大阪市長選には、これまでに、自民党の大阪市議の北野妙子氏が無所属で立候補する意向を表明しているほか、大阪維新の会が府議の横山英幸氏の擁立を決めています。
公開討論会に先立ち、立候補を予定されている2人に公開質問状を郵送しました。
質問は三つ。
まず、29年に開業が予定されている夢洲地区でのIR(カジノを含む統合リゾート)について、①予定通り開業させたい②懸念事項があるので中止させたい③夢洲IRについて賛否を問う住民投票を行い、その結果に従いたい――と尋ねています。
2問目は、25年に開催が予定されている大阪・関西万博について、①予定通り夢洲で開催したい②夢洲での開催は問題があるので、別の場所で開催したい③中止させたいか、どうか。
最後に、大阪市政に関することで訴えたいことを400字以内でお願いしました。当日は、この質問以外にさまざまな街の問題について議論する予定です。問い合わせは「路上のラジオ」(06・6170・4757)まで。
まもなく新型コロナウイルスが流行して4回目の春。収束にはまだ時間がかかりそうですが、会える時にお会いしたいので、お花見集いを開きます。
4月8日(土)正午~大阪城公園にある教育塔の東側。大阪の満開日は3月31日と予想されていますが、桜の花びらが散る中で出会いと再会を楽しみましょう。お弁当や飲み物は各自ご持参ください。
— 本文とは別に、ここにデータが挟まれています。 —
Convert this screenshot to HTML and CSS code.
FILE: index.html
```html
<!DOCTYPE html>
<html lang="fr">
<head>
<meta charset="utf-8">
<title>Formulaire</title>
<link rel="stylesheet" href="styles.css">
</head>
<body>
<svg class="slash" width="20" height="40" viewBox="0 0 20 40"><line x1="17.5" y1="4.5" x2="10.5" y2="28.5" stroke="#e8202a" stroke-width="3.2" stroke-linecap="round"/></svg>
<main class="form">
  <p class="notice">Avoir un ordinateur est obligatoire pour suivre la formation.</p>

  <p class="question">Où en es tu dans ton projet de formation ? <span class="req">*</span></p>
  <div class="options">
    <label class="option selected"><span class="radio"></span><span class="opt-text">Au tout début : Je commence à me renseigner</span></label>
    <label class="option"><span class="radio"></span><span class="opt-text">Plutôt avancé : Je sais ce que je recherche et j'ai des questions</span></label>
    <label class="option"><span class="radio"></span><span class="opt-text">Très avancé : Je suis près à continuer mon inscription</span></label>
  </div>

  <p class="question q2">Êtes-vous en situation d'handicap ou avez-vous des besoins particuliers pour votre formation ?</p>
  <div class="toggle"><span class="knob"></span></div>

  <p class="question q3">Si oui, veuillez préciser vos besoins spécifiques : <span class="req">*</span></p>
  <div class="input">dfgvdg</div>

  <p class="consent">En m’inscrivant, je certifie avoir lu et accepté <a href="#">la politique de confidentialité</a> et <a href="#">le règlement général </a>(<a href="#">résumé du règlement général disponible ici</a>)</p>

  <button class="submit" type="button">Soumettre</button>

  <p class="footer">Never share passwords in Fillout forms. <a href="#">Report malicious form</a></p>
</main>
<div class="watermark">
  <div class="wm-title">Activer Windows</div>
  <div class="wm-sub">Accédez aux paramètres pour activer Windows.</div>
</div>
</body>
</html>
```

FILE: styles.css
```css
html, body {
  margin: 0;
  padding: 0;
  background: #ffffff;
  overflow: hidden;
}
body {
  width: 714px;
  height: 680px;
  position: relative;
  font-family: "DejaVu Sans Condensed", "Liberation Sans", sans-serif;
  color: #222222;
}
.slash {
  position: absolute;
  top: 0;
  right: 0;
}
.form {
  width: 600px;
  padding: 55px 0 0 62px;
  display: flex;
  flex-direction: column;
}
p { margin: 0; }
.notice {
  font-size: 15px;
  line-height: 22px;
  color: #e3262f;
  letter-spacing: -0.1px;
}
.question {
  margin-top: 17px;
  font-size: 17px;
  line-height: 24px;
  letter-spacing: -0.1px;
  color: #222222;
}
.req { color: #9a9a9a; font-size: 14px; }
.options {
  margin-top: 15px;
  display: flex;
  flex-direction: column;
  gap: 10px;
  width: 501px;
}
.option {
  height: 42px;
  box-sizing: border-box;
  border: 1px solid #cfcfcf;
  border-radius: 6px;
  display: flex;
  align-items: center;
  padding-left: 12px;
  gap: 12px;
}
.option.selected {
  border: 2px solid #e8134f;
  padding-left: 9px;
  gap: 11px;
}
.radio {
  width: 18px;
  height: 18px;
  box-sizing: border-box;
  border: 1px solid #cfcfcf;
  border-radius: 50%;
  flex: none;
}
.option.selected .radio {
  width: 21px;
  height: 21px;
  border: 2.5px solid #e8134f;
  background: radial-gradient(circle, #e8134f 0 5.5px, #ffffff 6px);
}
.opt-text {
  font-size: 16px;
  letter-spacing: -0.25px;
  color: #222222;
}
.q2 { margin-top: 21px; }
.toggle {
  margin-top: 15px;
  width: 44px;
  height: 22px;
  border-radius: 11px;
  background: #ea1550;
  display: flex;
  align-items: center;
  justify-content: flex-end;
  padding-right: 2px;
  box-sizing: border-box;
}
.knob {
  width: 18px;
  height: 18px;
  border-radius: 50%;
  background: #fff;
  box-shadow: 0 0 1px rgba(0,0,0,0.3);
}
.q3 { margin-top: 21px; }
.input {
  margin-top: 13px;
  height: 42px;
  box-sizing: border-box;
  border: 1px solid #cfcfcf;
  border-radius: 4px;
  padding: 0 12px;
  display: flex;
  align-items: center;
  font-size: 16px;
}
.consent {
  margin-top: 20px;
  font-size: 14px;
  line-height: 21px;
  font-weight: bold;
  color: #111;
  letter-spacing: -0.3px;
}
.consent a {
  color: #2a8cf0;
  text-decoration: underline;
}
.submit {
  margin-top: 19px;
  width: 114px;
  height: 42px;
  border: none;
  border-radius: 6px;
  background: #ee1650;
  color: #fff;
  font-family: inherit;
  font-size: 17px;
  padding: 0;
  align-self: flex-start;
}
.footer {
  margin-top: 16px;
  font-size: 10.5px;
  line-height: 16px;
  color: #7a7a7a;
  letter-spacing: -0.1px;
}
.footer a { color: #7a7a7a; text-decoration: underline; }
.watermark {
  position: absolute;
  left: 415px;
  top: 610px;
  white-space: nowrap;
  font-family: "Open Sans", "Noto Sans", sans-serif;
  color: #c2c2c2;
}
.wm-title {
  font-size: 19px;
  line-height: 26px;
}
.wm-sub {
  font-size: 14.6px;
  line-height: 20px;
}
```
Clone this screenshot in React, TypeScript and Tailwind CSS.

最寄り駅は地下鉄谷町線「谷町4丁目駅」で、徒歩10分です。
1週間後の4月15日(土)には、在日朝鮮人研究家の塚崎昌之さんを囲んでの学習会「塚崎塾」のフィールドワークを大阪城公園内で行います。
大阪城の東部には東洋一の軍需工場と言われた「大阪砲兵工廠」がありました。敗戦前日の大空襲で破壊されましたが、現存する建物も残っています。塚崎さんに解説していただきます。
集合時間は午前10時。場所など詳細については次号でお知らせします。